Before describing how to implement change management on PDF content, let’s first recall the reasons change management is required: Airlines often modify the OEM maintenance manual to incorporate best practices, accomodate special needs, or include customized parts information. As a result, when an OEM revises the manual, airline personnel must:

  1. Identify all the changes/conflicts between the OEM version and their own
  2. Decide if the airline-generated content is still relevant in light of the OEM update
  3. Choose whether to accept, reject, or edit the new OEM content
  4. Then, and only then, distribute the updated airline content as the new version

In the days of paper-only distribution, change reconciliation was the #1 cause of delays in adopting new content, sometimes requiring more than 12 months to complete. Combining structured content, like XML, with Enigma 3C® Revision Manager has cut revision management from months to hours, by automatically incorporating changes wherever appropriate, and providing side-by-side comparisons for all potential conflicts. Conflict identification can occur at any level of granularity. (I.e., often a large task is split into many subtasks, and an OEM change to subtask 1 does not necessarily conflict with airline customizations on subtask 4.) When presenting the side-by-side comparison, areas of text that require review are highlighted and color-coded for fast comprehension and decision making.

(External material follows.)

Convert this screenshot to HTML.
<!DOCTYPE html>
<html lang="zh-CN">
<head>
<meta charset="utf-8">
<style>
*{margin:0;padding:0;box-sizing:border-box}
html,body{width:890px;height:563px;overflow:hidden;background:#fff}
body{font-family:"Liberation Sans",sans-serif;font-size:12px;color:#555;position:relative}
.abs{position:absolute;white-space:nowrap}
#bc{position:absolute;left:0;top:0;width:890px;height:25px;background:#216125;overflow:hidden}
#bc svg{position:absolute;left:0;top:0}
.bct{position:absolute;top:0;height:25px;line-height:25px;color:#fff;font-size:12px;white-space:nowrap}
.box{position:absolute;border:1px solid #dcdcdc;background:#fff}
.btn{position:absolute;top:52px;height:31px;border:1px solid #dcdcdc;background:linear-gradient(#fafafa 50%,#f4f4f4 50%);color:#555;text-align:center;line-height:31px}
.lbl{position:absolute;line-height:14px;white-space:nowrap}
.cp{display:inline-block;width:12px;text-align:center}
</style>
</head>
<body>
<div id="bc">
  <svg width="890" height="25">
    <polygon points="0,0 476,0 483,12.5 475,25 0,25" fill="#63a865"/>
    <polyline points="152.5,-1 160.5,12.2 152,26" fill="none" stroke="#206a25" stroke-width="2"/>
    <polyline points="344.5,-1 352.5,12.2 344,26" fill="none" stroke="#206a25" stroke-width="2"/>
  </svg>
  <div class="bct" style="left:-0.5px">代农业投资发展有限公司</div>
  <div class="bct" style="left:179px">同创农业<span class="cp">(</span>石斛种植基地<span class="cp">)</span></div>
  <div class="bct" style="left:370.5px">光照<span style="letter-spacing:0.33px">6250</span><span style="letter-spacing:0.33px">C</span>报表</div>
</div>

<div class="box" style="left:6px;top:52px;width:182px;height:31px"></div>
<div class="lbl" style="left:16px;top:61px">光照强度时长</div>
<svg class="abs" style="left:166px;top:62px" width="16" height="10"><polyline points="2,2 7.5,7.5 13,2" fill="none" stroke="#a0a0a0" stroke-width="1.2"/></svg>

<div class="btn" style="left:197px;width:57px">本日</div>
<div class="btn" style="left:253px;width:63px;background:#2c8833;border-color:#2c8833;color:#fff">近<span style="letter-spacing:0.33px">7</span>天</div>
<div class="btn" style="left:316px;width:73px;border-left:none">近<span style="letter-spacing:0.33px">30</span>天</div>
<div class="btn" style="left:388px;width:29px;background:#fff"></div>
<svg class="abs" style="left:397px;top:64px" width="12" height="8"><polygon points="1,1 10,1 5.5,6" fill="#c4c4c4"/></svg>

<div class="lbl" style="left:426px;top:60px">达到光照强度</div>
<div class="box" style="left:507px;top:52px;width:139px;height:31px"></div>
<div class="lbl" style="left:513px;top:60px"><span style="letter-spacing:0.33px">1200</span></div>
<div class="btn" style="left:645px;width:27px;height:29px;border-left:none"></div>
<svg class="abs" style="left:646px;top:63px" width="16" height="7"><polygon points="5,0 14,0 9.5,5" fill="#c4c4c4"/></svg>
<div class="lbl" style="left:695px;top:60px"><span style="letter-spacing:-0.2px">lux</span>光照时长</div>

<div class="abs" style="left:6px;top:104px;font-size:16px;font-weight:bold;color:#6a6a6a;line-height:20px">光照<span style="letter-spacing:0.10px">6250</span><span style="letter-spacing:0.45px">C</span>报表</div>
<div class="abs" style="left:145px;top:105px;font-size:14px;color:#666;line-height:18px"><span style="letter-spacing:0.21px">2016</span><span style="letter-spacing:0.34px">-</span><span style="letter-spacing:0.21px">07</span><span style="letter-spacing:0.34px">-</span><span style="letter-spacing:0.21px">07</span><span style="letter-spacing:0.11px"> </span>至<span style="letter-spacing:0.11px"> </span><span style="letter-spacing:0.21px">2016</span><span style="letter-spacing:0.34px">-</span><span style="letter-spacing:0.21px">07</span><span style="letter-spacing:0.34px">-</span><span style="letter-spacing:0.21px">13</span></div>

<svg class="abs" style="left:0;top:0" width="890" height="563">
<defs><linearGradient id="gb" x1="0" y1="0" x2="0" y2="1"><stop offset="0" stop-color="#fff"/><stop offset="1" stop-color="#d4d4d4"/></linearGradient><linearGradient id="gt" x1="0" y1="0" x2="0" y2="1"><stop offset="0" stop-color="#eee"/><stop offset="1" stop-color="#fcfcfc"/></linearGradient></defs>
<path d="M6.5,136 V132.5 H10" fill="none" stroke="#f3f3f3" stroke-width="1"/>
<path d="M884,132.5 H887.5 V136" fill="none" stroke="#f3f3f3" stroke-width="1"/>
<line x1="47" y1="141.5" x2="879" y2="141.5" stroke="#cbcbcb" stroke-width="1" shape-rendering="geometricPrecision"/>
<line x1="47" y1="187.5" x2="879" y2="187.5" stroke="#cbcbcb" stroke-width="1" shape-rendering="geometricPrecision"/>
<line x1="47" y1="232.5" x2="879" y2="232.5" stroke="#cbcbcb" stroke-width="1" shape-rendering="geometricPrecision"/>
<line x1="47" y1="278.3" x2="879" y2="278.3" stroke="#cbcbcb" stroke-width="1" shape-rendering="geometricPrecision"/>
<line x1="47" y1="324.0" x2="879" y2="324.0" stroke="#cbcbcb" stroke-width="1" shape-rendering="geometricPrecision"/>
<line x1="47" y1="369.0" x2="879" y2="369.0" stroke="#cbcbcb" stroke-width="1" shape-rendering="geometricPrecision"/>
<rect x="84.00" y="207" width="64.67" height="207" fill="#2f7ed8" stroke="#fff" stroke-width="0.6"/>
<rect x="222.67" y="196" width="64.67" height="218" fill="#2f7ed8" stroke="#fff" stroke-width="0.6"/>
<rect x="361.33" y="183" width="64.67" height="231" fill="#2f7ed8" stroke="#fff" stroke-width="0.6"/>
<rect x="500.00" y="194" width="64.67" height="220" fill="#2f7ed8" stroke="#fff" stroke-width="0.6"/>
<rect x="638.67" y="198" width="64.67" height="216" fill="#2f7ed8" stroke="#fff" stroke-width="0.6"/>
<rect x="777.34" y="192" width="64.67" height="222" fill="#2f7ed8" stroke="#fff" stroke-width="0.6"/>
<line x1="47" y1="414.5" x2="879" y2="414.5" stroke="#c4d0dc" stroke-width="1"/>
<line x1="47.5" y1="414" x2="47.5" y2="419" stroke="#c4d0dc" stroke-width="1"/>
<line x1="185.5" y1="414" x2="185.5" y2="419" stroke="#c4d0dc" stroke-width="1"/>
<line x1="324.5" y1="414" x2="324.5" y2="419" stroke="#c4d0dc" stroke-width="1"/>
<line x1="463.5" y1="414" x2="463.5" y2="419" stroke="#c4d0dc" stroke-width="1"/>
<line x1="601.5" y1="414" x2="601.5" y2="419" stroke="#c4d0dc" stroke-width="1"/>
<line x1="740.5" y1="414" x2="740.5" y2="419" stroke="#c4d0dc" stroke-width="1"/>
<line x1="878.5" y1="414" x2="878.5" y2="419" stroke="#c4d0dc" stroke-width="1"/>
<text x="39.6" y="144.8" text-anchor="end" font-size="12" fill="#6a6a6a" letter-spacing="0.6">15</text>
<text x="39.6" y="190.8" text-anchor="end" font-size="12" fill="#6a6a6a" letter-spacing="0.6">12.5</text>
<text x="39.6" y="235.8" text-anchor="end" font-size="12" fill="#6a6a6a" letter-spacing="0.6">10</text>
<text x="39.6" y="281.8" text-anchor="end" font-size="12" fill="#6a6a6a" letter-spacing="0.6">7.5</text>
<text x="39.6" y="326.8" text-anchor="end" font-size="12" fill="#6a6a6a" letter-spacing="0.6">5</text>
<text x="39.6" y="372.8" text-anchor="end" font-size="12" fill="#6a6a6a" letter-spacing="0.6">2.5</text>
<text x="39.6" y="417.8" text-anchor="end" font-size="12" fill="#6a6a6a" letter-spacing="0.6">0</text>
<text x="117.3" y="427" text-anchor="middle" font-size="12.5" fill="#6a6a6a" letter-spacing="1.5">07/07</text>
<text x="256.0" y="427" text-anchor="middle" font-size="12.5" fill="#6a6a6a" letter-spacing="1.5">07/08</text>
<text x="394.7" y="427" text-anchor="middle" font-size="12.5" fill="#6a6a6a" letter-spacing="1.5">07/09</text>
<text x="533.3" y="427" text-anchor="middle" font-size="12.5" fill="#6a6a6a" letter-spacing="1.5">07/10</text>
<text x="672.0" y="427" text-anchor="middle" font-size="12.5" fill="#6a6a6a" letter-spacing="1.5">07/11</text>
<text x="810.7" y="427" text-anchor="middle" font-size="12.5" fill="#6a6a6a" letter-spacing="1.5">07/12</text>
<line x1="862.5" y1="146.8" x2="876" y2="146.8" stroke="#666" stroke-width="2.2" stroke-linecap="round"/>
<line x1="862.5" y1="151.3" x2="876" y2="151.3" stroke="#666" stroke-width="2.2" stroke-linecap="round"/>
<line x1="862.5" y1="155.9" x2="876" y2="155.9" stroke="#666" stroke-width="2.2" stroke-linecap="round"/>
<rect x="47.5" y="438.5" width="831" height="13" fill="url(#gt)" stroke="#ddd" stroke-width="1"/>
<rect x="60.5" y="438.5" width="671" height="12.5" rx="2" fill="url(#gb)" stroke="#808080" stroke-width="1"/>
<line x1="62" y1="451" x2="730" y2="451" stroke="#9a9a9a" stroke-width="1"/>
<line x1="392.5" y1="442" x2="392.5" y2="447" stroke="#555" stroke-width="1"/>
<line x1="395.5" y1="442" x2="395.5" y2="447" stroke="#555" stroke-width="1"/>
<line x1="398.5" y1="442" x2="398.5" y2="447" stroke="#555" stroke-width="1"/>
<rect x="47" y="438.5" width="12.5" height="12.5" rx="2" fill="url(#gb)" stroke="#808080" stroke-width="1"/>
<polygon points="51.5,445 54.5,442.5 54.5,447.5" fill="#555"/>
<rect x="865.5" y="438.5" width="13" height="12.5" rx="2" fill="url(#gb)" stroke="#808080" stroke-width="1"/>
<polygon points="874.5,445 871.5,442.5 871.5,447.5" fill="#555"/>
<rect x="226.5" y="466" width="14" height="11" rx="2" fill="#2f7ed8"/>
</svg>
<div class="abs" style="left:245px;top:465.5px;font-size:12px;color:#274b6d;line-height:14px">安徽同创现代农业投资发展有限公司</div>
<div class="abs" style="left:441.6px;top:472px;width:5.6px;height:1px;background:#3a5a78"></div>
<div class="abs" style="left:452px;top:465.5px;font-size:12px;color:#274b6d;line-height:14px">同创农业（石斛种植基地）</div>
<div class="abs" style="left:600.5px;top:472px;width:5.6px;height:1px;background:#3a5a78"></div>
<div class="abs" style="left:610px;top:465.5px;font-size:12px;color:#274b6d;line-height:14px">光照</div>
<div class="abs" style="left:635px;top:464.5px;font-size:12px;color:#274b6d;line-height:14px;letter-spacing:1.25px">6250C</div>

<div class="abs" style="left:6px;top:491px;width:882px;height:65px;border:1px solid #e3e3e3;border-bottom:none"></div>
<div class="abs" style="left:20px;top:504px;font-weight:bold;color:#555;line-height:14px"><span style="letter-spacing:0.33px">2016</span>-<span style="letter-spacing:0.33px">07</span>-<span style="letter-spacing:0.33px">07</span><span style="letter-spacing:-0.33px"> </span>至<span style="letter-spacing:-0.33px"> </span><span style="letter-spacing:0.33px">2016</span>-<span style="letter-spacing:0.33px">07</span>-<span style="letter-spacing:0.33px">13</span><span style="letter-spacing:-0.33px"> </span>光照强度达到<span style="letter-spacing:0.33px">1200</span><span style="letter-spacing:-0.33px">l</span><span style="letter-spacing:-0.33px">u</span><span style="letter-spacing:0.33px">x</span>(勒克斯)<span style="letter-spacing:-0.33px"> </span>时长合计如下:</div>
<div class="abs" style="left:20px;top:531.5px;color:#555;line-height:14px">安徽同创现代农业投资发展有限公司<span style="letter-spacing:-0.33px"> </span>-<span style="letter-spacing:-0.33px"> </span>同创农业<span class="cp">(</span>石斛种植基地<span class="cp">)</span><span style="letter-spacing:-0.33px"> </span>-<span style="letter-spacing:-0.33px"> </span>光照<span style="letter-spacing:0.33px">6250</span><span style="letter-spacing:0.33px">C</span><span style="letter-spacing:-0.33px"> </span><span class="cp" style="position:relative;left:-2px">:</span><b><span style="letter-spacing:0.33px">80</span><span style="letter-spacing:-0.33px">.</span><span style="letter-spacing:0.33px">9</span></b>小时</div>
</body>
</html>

Enigma’s intelligent revision management can also be applied to PDF content, allowing for granular comparison and update of PDF-based documentation. This means that PDF documents don’t need to be replaced wholesale; rather, specific PDF pages within larger documents can be reviewed and approved individually. When displaying conflicts, pages are still displayed side-by-side, with color-coded highlighting to guide the reviewer to each decision point. As PDF content often lacks metadata, we have also implemented smart file management for versioning and filename control, using Documentum® (or any popular document management system).

PDF content is viable and reliable for any maintenance environment—for airlines or any other industry. This is not to say that PDF is better than XML, which is an industry standard, but rather that PDF is more than a legacy format and should be treated as such. With the right software, reconciling changes in PDF maintenance content is a snap.